Hip-hop, jazz, rock, funk et rythmes occidentaux classiques, les musiciens alternent et ne semblent pas se fatiguer. Fin de la première partie dans une ambiance moite et euphorique.
L’entracte est animé par une troupe de danseurs sud-africains – non moins énergiques – qui dans la cour de la Ferme du Buisson marquent le temps et leur pas gumboots aux pieds. Trois danseurs hip-hop leurs emboîtent le pas botté et leur volent la scène pour une nouvelle démonstration aérienne et étonnante. La performance semble improvisée. Elle est néanmoins bienvenue.
Retour sous le chapiteau, pour un concert sous le signe du jazz cette fois. Premières notes. Cinq instruments. Le dialogue s’enclenche. Ray Lema orchestre l’ensemble avec maestria. Il slamme en anglais et chante en kikongo. Le piano se distingue puis s’efface par moment.

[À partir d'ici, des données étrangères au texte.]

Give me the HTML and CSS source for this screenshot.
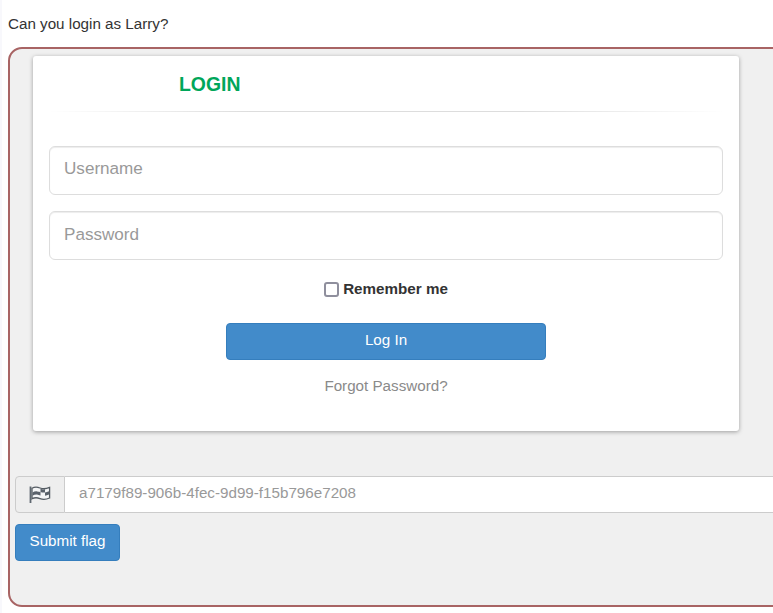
FILE: index.html
```html
<!DOCTYPE html>
<html lang="en">

<head>
    <meta charset="UTF-8">
    <meta name="viewport" content="width=device-width, initial-scale=1.0">
    <title>Can you login as Larry?</title>
    <link rel="stylesheet" href="styles.css">
</head>

<body>
    <p class="question">Can you login as Larry?</p>

    <div class="challenge">
        <div class="card">
            <div class="card-head">
                <h2 class="card-title">LOGIN</h2>
            </div>
            <form class="login-form">
                <input class="field" type="text" placeholder="Username">
                <input class="field field-password" type="password" placeholder="Password">
                <label class="remember"><span class="check"></span>Remember me</label>
                <button class="btn btn-login" type="button">Log In</button>
                <a class="forgot" href="#">Forgot Password?</a>
            </form>
        </div>

        <div class="flag-group">
            <span class="flag-addon">
                <svg class="flag-icon" viewBox="0 0 22 17" width="22" height="17">
                    <rect x="0.6" y="0.5" width="1.8" height="16.5" fill="#5f6870"></rect>
                    <path d="M3 2.2 C6 0.6 8.5 1 11 2 C14 3.2 17 3 20.6 1.4 L20.6 12 C17 13.6 14 13.8 11 12.6 C8.5 11.6 6 11.2 3 12.8 Z" fill="#f4f5f6" stroke="#555c63" stroke-width="1.3"></path>
                    <path d="M3.5 6.6 C5 5.6 6.5 5.2 8 5.4 L8 8.6 C6.5 8.4 5 8.8 3.5 9.8 Z M11.5 2.8 C13 3.4 14.5 3.5 16 3.3 L16 6.5 C14.5 6.7 13 6.6 11.5 6 Z M16 6.5 C17.3 6.3 18.7 5.8 20 5.2 L20 8.4 C18.7 9 17.3 9.5 16 9.7 Z M8 8.6 C9 8.8 10.3 9.2 11.5 9.6 L11.5 6 C10.3 5.6 9 5.4 8 5.4 Z" fill="#59616a"></path>
                </svg>
            </span>
            <input class="flag-input" type="text" placeholder="a7179f89-906b-4fec-9d99-f15b796e7208">
        </div>
        <button class="btn btn-submit" type="button">Submit flag</button>
    </div>
</body>

</html>
```
FILE: styles.css
```css
html,
body {
    height: 100%;
}

html {
    background-color: #f8f8fc;
}

body {
    margin: 0 0 0 2px;
    font-family: "Liberation Sans", Arial, sans-serif;
    font-size: 15.2px;
    line-height: 20px;
    color: #333;
    background-color: #fff;
    overflow: hidden;
}

.question {
    margin: 0;
    padding: 14px 0 13px 6px;
}

.challenge {
    box-sizing: border-box;
    width: 860px;
    height: 560px;
    margin-left: 6px;
    padding: 7px 5px 0;
    border: 2px solid #a86464;
    border-radius: 14px;
    background-color: #f0f0f0;
}

/* Login card */
.card {
    box-sizing: border-box;
    width: 706px;
    height: 375px;
    margin-left: 18px;
    border-radius: 3px;
    background-color: #fff;
    box-shadow: 0 1px 4px rgba(0, 0, 0, 0.35);
}

.card-head {
    height: 55px;
    margin: 0 16px;
    border-bottom: 1px solid;
    border-image: linear-gradient(to right, #fff, #ddd 30%, #ddd 70%, #fff) 1;
}

.card-title {
    margin: 0;
    padding: 16px 0 0 130px;
    font-size: 19.4px;
    line-height: 24px;
    font-weight: bold;
    color: #00a65a;
}

.login-form {
    display: flex;
    flex-direction: column;
    align-items: center;
    padding: 34px 16px 0;
}

.field {
    box-sizing: border-box;
    width: 100%;
    height: 49px;
    margin-bottom: 16px;
    padding: 0 14px 3px;
    border: 1px solid #ddd;
    border-radius: 6px;
    font-family: inherit;
    font-size: 17.1px;
    color: #555;
    box-shadow: inset 0 1px 1px rgba(0, 0, 0, 0.075);
}

.field-password {
    padding-bottom: 1px;
}

.field::placeholder,
.flag-input::placeholder {
    color: #999;
    opacity: 1;
}

.remember {
    display: flex;
    align-items: center;
    gap: 4px;
    margin: 2px 0 23px;
    font-size: 15.2px;
    line-height: 22px;
    font-weight: bold;
}

.check {
    box-sizing: border-box;
    width: 15px;
    height: 15px;
    border: 2px solid #8f8f9d;
    border-radius: 3px;
    background-color: #fff;
}

.btn {
    display: block;
    box-sizing: border-box;
    height: 37px;
    padding: 0 0 5px;
    border: 1px solid #357ebd;
    border-radius: 4px;
    background-color: #428bca;
    font-family: inherit;
    font-size: 15.2px;
    color: #fff;
}

.btn-login {
    width: 320px;
    margin-bottom: 15px;
}

.forgot {
    font-size: 15.2px;
    line-height: 22px;
    color: #8a8a8a;
    text-decoration: none;
}

/* Flag form */
.flag-group {
    display: flex;
    height: 37px;
    margin-top: 45px;
    margin-bottom: 11px;
}

.flag-addon {
    box-sizing: border-box;
    display: flex;
    align-items: center;
    justify-content: center;
    width: 50px;
    border: 1px solid #ccc;
    border-radius: 4px 0 0 4px;
    background-color: #eee;
}

.flag-input {
    flex: 1;
    box-sizing: border-box;
    padding: 0 14px 5px;
    border: 1px solid #ccc;
    border-left: 0;
    border-radius: 0 4px 4px 0;
    font-family: inherit;
    font-size: 15.2px;
    background-color: #fff;
}

.btn-submit {
    width: 105px;
}
```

La basse marque le tempo pour mieux laisser la place aux envolées et improvisations de la trompette, du saxophone et de la batterie.
Free jazz, jazz classique ou symphonique avec la venue de l’Orchestre d’Harmonie de Champs-sur-Marne, les musiciens s’aventurent sous nos yeux ébahis dans d’audacieux sentiers, puis reviennent bientôt sur la terre ferme de leur partition dès que la prouesse est accomplie.

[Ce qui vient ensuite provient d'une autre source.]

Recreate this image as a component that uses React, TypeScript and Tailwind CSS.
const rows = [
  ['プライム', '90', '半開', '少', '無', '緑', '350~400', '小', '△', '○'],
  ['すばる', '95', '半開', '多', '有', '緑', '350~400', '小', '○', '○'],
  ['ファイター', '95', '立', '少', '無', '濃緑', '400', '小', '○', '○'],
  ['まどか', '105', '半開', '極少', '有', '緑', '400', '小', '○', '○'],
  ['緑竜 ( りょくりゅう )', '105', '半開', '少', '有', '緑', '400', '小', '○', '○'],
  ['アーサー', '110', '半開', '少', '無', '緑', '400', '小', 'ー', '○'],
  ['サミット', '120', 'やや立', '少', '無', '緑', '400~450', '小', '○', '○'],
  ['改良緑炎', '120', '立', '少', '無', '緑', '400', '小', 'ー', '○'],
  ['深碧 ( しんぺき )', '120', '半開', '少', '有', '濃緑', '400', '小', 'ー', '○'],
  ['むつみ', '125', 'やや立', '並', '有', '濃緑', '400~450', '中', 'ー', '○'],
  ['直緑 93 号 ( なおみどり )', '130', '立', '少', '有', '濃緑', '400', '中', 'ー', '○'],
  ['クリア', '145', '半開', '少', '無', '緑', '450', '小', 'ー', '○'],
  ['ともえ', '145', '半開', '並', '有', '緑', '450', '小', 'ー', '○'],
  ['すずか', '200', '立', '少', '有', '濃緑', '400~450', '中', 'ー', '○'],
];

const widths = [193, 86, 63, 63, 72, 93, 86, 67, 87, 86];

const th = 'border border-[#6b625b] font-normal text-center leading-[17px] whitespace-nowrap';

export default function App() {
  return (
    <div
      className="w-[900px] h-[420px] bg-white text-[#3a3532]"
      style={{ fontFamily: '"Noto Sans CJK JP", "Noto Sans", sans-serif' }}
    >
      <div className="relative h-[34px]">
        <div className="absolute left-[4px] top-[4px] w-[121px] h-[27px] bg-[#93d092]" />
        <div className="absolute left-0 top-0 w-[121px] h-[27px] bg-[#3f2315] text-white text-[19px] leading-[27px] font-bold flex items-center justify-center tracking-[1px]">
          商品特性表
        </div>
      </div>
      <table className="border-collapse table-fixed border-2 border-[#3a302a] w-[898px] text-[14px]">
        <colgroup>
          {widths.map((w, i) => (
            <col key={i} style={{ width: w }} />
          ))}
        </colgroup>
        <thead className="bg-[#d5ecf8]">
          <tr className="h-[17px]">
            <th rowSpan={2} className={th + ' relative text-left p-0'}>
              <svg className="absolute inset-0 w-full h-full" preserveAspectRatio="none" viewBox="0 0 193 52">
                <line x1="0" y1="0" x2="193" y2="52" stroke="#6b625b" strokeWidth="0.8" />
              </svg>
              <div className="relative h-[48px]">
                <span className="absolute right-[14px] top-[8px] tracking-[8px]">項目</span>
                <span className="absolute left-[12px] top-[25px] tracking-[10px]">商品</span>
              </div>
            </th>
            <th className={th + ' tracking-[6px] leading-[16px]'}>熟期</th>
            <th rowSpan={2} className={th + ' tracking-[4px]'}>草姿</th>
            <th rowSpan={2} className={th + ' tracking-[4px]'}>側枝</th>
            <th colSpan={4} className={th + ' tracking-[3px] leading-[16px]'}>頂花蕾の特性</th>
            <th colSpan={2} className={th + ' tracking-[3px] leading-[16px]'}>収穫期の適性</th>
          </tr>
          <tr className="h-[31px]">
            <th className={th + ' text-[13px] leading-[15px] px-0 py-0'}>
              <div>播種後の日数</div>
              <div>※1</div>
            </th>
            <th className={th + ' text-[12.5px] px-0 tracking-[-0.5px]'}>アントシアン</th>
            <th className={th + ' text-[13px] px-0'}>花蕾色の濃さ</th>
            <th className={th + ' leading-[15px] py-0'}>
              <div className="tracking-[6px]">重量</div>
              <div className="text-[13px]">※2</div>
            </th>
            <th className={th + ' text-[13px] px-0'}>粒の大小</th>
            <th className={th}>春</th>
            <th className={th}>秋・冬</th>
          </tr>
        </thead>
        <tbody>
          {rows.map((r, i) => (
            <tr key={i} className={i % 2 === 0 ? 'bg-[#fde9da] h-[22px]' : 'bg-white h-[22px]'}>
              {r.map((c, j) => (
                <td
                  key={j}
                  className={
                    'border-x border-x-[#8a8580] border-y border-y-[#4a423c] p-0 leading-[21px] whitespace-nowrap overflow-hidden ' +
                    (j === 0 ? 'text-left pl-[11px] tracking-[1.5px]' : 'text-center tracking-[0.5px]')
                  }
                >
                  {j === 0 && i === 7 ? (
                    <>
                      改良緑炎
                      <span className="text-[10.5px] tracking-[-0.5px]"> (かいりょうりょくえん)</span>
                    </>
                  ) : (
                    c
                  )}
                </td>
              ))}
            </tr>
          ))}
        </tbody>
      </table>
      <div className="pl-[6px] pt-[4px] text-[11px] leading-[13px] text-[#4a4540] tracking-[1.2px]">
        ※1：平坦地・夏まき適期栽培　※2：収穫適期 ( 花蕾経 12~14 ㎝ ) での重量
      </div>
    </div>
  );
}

C’était ainsi un dimanche étonnant, festif et polyrythmique ne ressemblant pas aux précédents.
ZOOM
Deux merveilleux explorateurs. Deux grands ambassadeurs du Congo.
Emile Biayenda fonde Les Tambours de Brazza en 1991, mêlant différents rythmes du Congo et plus particulièrement ceux du peuple pygmée, les Baabi. Suite à un concert récent en Haïti, il prépare actuellement un projet de collaboration avec des batteurs haïtiens et Samba Dia Loutitié, dernier Maître tambours du Congo.

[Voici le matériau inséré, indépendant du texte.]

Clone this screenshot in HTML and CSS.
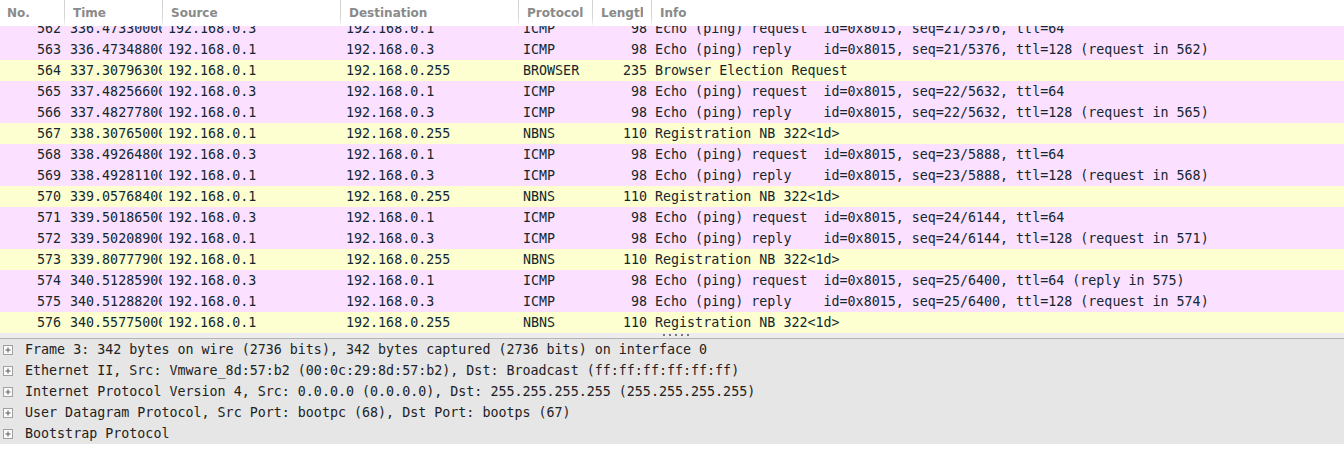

De son côté, Ray Lema, se destine jeune à devenir prêtre. Il apprend le piano et l’orgue sous l’enseignement classique des Pères blancs.
Adulte, il rompt ses engagements avec l’église. Il s’initie à la guitare et côtoie le milieu musical Kinois. Nommé Directeur du Ballet National du Zaïre dans les années 1970, il a pour mission d’explorer l’ensemble des rythmes et musiques du Congo. En 1980, il s’installe au USA. Puis, 30 ans plus tard en France. Entre temps, il a travaillé avec de nombreux artistes de la Word Music explosant en Europe dans les années 80.
Indéniablement dotés d’une curiosité extrême pour toutes formes de musiques, ces deux virtuoses sont insatiables d’explorations et de découvertes. Et c’est bien ce qui nous ravit.